## Data excerpts
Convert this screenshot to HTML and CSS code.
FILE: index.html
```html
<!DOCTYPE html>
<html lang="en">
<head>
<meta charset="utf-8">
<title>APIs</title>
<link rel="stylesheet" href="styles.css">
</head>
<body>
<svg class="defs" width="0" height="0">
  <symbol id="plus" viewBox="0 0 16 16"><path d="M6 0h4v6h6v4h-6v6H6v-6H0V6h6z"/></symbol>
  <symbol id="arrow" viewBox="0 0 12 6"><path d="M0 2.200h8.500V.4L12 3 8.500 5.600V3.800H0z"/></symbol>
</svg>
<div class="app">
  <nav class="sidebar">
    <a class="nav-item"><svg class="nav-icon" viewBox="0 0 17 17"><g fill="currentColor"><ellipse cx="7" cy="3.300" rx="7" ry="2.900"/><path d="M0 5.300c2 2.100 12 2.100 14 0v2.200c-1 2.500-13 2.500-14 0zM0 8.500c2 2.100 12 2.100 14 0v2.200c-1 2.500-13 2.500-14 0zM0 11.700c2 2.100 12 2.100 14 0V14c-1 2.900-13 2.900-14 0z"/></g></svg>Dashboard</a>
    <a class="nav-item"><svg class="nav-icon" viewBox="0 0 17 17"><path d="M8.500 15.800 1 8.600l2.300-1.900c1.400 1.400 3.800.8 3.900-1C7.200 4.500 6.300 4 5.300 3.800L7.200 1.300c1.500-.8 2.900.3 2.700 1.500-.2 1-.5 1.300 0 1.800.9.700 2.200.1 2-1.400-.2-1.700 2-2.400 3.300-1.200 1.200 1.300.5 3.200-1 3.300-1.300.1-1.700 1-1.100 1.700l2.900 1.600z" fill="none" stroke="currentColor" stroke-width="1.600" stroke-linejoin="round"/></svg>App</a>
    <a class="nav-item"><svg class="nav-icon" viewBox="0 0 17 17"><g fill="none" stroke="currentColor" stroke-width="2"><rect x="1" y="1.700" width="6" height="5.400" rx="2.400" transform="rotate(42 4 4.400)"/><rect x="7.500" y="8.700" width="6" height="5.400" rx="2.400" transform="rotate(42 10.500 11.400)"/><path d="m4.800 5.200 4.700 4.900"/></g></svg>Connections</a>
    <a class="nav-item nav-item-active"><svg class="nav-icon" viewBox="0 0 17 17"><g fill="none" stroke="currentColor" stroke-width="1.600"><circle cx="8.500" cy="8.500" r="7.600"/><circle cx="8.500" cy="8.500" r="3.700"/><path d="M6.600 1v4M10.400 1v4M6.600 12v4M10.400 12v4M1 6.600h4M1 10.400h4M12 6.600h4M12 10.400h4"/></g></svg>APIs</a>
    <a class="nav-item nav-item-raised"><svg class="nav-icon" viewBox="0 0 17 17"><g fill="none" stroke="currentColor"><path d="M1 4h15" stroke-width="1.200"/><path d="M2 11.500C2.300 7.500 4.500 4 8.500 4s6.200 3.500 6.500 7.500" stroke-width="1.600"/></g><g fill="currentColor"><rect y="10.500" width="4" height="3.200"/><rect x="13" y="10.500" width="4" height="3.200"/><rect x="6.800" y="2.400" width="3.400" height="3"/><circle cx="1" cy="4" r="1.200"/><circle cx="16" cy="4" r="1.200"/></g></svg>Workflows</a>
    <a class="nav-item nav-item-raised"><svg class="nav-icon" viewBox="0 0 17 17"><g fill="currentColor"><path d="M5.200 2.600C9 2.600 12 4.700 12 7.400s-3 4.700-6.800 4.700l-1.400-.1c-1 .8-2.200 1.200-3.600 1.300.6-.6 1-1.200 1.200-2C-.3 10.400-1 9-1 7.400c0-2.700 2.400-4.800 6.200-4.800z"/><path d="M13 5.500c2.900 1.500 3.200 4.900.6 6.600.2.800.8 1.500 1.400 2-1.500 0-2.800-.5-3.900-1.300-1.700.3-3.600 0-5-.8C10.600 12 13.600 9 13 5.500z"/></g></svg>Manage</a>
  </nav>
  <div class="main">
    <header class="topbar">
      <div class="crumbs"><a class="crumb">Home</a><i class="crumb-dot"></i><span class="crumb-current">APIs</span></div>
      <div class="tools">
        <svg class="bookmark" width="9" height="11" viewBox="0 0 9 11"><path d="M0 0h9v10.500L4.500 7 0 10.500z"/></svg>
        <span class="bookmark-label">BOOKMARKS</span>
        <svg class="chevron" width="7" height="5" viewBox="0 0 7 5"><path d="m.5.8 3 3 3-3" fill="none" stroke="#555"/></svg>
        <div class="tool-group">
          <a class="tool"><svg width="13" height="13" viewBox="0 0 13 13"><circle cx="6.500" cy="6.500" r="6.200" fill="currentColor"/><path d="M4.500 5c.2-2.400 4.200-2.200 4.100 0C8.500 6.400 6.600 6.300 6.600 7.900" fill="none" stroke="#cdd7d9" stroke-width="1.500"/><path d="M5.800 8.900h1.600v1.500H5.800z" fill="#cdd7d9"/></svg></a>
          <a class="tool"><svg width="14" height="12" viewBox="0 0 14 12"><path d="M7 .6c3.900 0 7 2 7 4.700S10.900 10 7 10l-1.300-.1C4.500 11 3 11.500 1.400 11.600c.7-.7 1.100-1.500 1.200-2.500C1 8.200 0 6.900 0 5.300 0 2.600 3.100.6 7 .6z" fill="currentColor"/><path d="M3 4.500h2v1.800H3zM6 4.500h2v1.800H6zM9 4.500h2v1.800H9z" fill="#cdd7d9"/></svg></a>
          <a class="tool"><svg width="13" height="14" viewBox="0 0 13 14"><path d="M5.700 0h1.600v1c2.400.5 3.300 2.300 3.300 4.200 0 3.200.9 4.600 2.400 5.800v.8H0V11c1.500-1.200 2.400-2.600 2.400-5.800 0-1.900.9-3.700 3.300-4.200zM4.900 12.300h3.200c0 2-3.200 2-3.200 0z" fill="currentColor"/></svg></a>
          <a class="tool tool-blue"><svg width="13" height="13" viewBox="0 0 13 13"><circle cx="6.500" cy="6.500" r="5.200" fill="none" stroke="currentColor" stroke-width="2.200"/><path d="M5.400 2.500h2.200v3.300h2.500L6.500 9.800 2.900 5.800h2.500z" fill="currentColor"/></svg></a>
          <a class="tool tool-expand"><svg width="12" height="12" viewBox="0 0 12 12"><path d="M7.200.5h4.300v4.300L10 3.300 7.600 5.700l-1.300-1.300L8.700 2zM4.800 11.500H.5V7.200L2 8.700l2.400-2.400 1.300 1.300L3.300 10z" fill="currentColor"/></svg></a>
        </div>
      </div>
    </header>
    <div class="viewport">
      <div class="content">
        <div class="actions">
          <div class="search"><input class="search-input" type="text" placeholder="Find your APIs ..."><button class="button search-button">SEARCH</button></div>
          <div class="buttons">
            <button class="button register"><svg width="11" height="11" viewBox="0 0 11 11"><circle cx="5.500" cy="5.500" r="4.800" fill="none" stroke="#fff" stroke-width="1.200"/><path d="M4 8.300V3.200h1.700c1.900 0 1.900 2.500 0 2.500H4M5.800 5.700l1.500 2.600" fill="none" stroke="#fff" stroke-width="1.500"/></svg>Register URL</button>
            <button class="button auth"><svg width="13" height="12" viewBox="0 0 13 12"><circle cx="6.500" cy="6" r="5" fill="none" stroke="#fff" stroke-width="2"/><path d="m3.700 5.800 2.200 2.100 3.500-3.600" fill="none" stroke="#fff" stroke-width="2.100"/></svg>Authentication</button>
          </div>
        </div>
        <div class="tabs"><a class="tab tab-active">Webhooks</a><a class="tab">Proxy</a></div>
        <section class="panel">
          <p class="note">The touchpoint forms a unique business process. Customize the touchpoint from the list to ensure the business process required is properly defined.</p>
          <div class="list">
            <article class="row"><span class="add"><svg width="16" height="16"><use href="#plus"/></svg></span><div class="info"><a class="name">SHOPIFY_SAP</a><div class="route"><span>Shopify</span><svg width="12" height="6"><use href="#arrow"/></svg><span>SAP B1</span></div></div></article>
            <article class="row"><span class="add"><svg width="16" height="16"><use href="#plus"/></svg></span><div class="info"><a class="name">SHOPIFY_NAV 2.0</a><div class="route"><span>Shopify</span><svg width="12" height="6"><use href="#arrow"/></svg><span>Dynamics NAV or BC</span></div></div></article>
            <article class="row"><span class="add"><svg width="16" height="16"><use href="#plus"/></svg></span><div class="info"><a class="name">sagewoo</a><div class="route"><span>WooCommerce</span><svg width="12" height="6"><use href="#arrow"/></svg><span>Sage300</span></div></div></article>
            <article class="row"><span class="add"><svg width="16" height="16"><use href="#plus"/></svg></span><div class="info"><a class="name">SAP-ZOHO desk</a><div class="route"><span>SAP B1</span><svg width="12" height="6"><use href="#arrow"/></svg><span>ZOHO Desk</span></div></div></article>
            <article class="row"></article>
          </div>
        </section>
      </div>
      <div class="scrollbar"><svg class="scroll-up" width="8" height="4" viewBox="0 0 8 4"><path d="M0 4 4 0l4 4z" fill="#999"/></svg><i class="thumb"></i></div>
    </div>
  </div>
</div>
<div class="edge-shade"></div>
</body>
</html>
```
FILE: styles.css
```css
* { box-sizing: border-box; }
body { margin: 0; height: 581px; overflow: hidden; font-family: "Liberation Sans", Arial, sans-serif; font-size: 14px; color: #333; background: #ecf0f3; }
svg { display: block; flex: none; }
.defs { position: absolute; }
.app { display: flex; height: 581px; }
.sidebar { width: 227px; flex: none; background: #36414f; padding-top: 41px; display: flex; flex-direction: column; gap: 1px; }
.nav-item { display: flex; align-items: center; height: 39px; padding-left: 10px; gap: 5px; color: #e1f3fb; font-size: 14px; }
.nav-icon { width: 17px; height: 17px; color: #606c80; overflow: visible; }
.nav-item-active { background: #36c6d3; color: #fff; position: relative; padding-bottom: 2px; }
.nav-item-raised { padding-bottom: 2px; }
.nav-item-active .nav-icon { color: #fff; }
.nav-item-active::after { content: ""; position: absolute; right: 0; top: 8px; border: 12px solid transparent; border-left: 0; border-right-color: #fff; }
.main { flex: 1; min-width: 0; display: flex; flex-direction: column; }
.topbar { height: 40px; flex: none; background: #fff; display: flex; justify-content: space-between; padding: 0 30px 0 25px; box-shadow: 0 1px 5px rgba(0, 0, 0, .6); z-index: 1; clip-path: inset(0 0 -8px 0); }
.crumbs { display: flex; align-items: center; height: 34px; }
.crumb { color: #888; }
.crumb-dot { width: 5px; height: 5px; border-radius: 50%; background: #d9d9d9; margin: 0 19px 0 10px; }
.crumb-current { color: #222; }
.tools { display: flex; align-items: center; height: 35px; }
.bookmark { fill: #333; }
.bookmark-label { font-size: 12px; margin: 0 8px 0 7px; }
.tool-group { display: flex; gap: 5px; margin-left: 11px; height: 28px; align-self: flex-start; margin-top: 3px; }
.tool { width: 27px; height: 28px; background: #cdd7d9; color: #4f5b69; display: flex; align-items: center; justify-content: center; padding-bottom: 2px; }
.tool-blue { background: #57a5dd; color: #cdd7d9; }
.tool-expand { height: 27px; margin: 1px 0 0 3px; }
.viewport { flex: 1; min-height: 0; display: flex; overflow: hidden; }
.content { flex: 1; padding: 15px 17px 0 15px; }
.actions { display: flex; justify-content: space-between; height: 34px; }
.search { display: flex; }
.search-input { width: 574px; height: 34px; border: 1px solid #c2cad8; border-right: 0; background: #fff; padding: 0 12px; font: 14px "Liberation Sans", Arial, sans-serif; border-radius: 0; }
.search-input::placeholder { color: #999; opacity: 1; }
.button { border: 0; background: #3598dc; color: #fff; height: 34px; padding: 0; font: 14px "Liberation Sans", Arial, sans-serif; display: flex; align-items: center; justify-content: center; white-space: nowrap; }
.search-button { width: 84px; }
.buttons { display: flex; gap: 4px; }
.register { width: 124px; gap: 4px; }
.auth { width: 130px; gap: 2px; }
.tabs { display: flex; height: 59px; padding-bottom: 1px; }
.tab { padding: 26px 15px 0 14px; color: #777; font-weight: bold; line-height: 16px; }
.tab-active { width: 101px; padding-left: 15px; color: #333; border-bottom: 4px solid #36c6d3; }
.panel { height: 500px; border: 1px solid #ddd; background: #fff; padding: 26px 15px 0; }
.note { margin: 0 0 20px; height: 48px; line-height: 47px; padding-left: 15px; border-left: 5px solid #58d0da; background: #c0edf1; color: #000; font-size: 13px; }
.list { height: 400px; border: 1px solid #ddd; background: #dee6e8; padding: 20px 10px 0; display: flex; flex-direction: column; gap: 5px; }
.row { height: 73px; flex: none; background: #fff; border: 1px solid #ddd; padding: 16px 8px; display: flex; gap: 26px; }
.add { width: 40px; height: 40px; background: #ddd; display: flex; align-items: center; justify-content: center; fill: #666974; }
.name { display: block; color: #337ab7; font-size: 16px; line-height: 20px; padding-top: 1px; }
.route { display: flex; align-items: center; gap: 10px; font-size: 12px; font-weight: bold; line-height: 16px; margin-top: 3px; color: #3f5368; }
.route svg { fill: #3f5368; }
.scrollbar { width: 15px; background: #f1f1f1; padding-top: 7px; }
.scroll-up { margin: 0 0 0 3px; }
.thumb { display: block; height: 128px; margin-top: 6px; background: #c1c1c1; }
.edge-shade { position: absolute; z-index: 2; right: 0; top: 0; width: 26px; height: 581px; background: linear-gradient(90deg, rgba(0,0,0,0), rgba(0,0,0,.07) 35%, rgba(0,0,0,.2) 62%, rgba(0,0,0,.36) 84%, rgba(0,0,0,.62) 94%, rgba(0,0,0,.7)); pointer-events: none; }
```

* * *

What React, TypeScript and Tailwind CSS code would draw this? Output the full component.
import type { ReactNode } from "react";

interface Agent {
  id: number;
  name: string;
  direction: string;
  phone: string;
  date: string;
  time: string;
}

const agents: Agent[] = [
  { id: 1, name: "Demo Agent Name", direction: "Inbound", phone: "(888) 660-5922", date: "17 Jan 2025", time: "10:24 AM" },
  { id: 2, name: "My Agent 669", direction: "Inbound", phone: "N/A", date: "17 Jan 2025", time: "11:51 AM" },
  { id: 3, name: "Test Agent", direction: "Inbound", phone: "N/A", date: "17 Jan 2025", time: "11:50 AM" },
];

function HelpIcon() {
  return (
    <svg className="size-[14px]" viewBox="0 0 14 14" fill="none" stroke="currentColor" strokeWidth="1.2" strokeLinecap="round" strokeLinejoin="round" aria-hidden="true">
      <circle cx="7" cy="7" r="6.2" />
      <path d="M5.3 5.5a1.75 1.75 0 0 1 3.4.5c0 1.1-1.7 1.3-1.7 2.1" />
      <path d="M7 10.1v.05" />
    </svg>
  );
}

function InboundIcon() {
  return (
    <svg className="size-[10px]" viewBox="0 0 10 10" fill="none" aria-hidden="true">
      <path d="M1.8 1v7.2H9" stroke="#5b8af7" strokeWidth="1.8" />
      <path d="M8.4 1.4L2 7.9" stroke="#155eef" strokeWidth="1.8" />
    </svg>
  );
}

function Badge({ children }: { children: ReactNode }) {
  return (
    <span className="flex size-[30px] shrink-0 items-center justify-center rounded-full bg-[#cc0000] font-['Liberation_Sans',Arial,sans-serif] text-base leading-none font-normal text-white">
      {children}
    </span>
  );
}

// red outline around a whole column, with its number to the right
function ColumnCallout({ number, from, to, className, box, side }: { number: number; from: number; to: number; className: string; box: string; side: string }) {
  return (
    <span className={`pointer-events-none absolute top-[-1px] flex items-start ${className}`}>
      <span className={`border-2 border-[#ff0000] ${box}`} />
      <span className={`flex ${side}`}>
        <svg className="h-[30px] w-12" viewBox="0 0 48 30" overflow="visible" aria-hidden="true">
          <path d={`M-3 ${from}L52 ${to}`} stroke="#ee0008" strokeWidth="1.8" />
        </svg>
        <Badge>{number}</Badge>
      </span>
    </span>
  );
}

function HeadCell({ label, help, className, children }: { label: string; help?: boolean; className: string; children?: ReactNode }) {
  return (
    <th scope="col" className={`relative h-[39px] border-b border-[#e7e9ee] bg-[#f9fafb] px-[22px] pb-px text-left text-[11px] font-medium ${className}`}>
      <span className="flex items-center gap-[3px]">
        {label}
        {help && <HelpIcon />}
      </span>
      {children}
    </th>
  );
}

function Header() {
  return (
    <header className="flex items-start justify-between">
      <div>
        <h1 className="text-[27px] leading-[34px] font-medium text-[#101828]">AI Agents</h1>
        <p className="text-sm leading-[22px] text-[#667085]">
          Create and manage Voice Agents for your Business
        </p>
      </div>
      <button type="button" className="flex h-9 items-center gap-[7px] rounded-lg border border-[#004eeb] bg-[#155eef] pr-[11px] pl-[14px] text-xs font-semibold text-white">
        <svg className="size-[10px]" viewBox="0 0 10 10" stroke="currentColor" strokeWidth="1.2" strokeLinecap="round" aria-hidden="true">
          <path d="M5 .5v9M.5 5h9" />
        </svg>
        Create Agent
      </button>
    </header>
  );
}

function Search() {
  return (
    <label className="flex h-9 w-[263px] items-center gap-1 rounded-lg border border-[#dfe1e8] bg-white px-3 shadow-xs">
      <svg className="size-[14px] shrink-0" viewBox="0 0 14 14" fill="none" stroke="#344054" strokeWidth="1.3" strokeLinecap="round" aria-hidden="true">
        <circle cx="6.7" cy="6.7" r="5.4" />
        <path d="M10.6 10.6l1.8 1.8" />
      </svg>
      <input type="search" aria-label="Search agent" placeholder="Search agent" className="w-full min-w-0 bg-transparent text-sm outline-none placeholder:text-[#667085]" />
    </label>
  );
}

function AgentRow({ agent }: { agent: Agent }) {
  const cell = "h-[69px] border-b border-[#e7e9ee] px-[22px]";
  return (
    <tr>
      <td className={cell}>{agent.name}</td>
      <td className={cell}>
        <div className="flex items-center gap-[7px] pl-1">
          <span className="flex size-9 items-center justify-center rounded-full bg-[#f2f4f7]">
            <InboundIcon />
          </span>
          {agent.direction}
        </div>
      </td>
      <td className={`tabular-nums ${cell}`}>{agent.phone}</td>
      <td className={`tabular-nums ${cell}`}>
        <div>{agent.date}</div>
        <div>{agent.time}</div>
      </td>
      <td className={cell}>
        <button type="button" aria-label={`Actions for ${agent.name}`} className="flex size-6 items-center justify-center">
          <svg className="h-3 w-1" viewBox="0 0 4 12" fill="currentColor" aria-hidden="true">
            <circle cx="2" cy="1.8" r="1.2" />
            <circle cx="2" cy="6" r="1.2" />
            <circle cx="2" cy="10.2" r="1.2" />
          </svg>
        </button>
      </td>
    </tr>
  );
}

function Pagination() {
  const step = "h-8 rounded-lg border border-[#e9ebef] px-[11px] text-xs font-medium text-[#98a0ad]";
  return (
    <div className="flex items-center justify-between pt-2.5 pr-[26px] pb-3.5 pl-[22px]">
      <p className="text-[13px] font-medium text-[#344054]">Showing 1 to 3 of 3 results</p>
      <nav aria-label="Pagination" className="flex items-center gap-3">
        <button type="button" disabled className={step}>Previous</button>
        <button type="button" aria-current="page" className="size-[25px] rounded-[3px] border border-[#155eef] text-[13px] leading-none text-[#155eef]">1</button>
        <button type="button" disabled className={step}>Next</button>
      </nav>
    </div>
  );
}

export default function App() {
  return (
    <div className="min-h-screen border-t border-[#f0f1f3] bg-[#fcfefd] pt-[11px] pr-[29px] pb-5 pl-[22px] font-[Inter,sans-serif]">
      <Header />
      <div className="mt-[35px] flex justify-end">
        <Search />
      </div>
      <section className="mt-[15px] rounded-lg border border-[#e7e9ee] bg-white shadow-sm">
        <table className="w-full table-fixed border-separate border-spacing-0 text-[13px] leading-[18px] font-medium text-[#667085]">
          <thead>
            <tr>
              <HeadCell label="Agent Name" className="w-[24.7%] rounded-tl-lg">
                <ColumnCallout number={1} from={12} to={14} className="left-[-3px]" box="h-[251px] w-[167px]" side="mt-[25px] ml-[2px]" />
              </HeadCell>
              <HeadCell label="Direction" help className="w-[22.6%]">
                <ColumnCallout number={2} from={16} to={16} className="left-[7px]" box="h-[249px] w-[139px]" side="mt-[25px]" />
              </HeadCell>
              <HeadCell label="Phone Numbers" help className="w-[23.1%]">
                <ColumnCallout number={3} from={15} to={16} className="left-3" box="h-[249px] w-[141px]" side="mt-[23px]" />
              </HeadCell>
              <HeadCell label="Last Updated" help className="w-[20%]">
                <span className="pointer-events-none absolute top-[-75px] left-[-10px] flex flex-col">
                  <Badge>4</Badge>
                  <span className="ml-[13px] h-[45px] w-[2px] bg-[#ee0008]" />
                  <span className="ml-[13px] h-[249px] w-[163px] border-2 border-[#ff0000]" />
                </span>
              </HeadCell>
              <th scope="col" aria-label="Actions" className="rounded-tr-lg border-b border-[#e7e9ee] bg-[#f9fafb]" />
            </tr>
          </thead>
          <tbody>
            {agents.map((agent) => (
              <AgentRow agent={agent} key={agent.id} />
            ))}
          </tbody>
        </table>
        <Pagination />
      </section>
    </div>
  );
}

## What to produce
Leave out every line without the string "this" and copy the rest.

## Output of the exercise
Convert this screenshot to HTML and CSS code.
What React, TypeScript and Tailwind CSS code would draw this? Output the full component.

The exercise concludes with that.